I actually did not play in group sessions very much at the time, and haven't much since. A railroady Talislanta one-shot at the club in 2012 and a short-lived D&D 4e campaign by a dear friend in 2013 convinced me of two things : first, railroading sucks. Second, D&D 4e was not for me and, to be honest, most complex or crunchy rules systems were not.
Retrospectively, I think that I bounced off 4e for several reasons. First is that we picked up the game to play, without knowing much about it, this specific edition, and how it was played. So I had no idea the game was supposed to have that tactical side of squares, powers and resources, synergies, etc. Second is my legendary cursed luck with dice : my cleric managed to miss hitting immobile enemies and nearly die against low-level animated wood puppets. (To be fair, the first bit is also a problem of rules adjudication.) And third, my (then undiagnosed) ADHD made it very difficult for me to grasp the different powers and elements of the character sheet, to reference and use them easily. I had a lot of trouble and it made the game difficult, for me and for my friends.

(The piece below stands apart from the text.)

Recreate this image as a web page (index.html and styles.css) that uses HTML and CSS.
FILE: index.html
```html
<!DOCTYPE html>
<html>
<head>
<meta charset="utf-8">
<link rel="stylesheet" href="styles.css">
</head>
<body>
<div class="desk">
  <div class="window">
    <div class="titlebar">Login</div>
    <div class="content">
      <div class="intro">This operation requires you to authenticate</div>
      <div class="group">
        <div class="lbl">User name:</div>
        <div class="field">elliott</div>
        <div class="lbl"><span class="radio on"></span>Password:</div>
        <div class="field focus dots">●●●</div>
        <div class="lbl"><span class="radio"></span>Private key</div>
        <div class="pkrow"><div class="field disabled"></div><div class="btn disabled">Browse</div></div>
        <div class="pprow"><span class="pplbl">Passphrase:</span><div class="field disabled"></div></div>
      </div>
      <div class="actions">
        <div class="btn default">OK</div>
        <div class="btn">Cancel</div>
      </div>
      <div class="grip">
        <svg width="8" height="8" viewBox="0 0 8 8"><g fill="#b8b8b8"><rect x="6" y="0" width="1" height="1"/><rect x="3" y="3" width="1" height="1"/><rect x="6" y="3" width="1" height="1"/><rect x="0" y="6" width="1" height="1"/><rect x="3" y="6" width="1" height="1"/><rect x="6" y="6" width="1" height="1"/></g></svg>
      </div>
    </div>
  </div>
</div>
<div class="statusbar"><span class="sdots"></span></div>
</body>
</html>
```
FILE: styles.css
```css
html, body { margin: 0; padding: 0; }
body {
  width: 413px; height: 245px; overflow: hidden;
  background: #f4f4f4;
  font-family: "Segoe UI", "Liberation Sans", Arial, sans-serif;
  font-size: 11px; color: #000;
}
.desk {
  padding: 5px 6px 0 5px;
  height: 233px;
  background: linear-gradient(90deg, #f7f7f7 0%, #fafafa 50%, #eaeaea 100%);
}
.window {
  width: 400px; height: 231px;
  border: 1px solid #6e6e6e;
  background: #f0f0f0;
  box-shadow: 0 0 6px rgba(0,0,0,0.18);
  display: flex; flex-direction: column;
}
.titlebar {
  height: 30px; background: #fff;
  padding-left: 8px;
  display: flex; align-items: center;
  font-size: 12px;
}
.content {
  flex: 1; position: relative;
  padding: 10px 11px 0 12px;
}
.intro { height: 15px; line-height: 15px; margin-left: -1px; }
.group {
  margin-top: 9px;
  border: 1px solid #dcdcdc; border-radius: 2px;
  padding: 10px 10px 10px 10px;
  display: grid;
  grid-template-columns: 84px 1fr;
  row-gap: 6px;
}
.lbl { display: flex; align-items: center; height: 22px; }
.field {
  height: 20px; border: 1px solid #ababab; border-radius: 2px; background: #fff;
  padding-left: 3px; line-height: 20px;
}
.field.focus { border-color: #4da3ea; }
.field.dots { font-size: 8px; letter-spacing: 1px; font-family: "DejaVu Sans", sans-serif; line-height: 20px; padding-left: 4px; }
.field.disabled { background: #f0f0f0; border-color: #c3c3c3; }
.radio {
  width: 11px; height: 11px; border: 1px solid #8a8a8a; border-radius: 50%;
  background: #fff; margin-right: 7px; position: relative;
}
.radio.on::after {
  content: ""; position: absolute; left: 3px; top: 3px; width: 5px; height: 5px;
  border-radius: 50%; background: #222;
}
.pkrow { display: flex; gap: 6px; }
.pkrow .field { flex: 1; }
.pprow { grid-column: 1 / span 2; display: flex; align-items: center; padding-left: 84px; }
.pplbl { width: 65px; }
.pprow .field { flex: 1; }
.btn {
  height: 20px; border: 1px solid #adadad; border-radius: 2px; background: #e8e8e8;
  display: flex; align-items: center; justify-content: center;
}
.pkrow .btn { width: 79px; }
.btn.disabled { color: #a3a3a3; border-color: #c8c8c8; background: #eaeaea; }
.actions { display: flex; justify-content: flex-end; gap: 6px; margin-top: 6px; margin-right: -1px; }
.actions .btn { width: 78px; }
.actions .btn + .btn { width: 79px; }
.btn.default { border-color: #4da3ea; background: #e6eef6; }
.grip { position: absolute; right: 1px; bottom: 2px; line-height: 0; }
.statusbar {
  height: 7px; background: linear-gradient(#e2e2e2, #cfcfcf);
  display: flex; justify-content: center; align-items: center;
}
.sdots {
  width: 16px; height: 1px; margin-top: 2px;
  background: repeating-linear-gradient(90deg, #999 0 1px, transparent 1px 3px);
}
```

It's from then on that, still hooked on the potential of pen-and-paper RPGs, I tried to look for and devise simpler game systems. Things that carried flavor and promises of great adventures, but designed with simplicity and accessibility in mind. I'm not proud of my first tries, but that's what first tries are for. And I slowly opened up to the English-speaking RPG internet spheres, around 2013-2014.
This led me to take up the mantle of the GM and game initiator : once for a very fun one-shot Lasers & Feelings hack, once for a would-be campaign set in post-apocalyptic southern France, and once with the indie game House of Reeds that I translated and played one-on-one with my girlfriend-now-wife. I also got involved in freeform role-playing on a French language Skyrim forum.

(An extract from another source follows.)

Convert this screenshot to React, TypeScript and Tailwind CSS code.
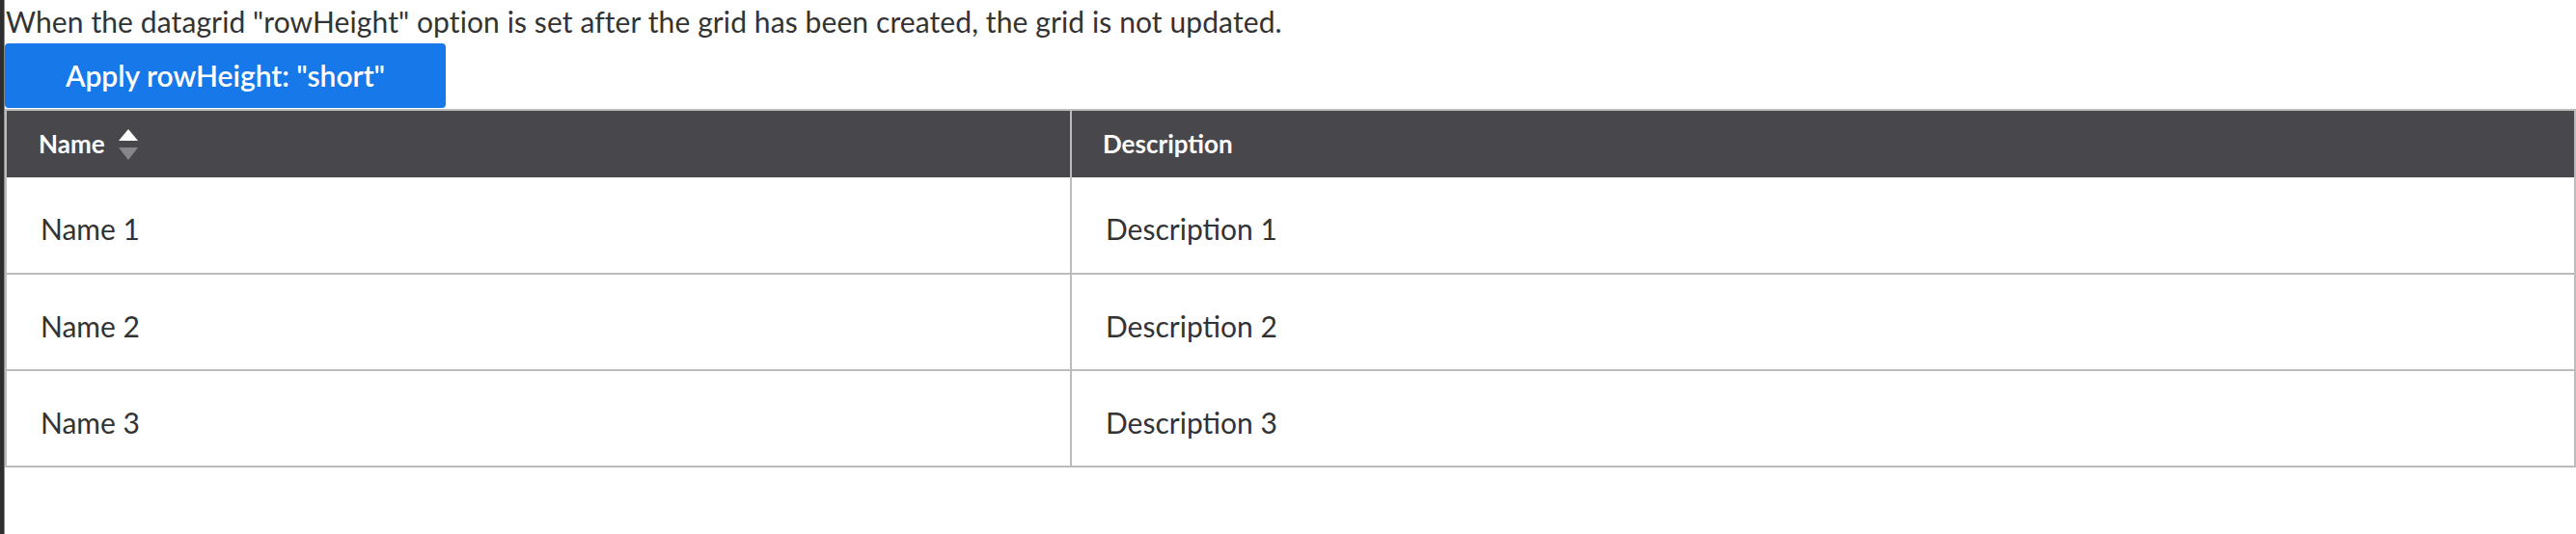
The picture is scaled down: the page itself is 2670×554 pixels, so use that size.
import React from "react";

const rows = [
  { name: "Name 1", description: "Description 1" },
  { name: "Name 2", description: "Description 2" },
  { name: "Name 3", description: "Description 3" },
];

function SortIcon() {
  return (
    <svg width="20" height="32" viewBox="0 0 20 32" className="ml-[14px] shrink-0">
      <polygon points="10,0 20,12 0,12" fill="#ffffff" />
      <polygon points="0,19 20,19 10,32" fill="#87868b" />
    </svg>
  );
}

export default function App() {
  return (
    <div className="flex h-[554px] w-full bg-white font-['Lato',_'Noto_Sans',_sans-serif] text-[#333333]">
      <div className="w-[5px] shrink-0 bg-[#2e2e31] border-r border-[#8a8a8a]" />
      <div className="flex min-w-0 flex-1 flex-col">
        <p className="h-[45px] whitespace-nowrap pl-[1px] text-[30px] leading-[45px] tracking-[0.1px]">
          When the datagrid "rowHeight" option is set after the grid has been created, the grid is not updated.
        </p>
        <button className="flex h-[67px] w-[457px] items-center justify-center rounded-[4px] bg-[#1778e9] text-[30px] font-semibold text-white">
          Apply rowHeight: "short"
        </button>
        <table className="mt-[1px] w-full border-collapse border-2 border-[#bcbcbc]">
          <thead>
            <tr className="h-[70px] bg-[#48474c] text-white">
              <th className="w-[1104px] border-r-2 border-[#bcbcbc] pl-[33px] text-left text-[26px] font-bold">
                <div className="flex items-center">
                  <span>Name</span>
                  <SortIcon />
                </div>
              </th>
              <th className="pl-[32px] text-left text-[26px] font-bold">Description</th>
            </tr>
          </thead>
          <tbody>
            {rows.map((r) => (
              <tr key={r.name} className="h-[100px] border-b-2 border-[#bcbcbc]">
                <td className="border-r-2 border-[#bcbcbc] pl-[35px] pt-[8px] text-[30px]">{r.name}</td>
                <td className="pl-[35px] pt-[8px] text-[30px]">{r.description}</td>
              </tr>
            ))}
          </tbody>
        </table>
      </div>
    </div>
  );
}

Since these, a few years have passed. I discovered and binge-read many OSR blogs (too many to quote here, but I'll make a list one of these days). What got me into the whole OSR thing was the joy to discover that, like me, there existed people who just wanted to play : stuff that was fast to set up, quick to resolve and adjudicate, free from the "character build" mindset that was too heavy for me, and all of it DIY-friendly. It felt like a perfect fit.
I lurked on many forums, participated and commented on reddit (r/osr) sometimes. I wrote many drafts, many genres, many random tables, many ideas. I formed opinions on some games, some topics, and many aspects of what has come to be known as "the OSR", and also discovered the FKR movement, and its delightful radicality. I got interested in procedures, theoretical reflexions, and came back to solo role-playing, which was one of my earliest ways of playing. I tried blogging once or twice, but didn't commit. The itch stayed, though, as I regularly found myself wanting to say and develop things and share them with others.

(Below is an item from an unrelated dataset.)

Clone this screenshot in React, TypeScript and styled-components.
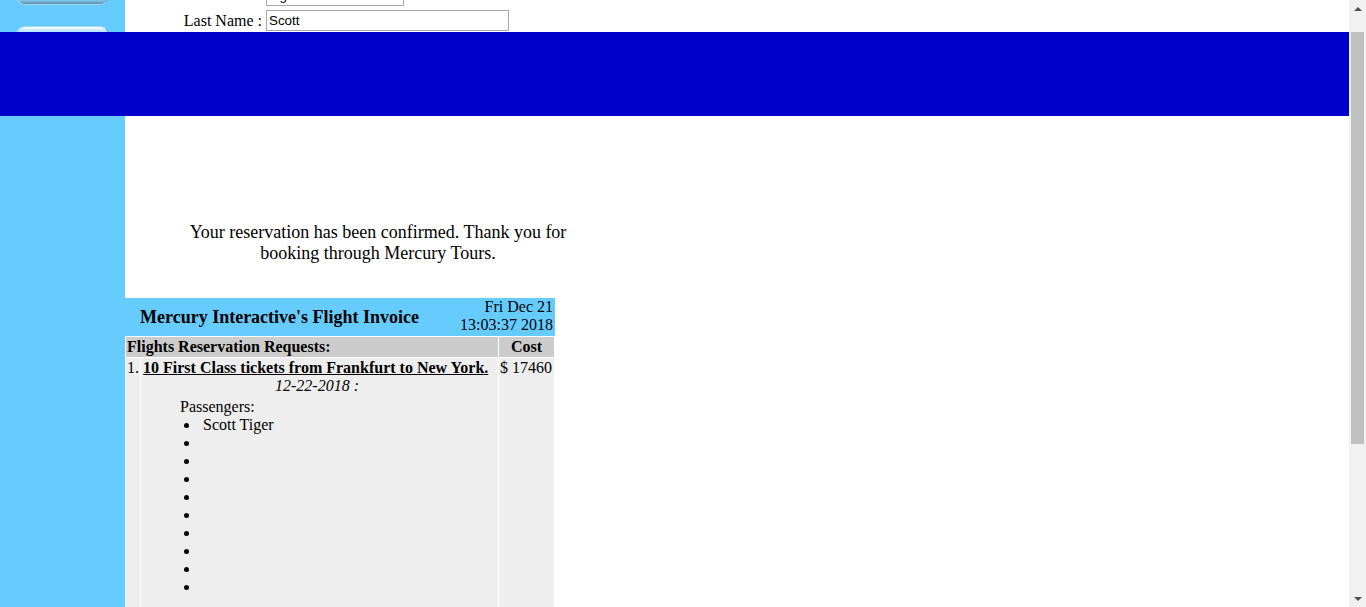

So here we are now : I try to actually write, and actually post. I'll try to participate more in the scene, to my humble level. And, most of all, I'll try to play with what I write and discover, because this is why we're here, after all.
Am I officially an "OSR guy" ? I have no idea, since I didn't really ever played an OSR game, solo role-playing excepted. But it matters little : I know it broadly fits what I want, and I know I really appreciate what it has given to the whole hobby.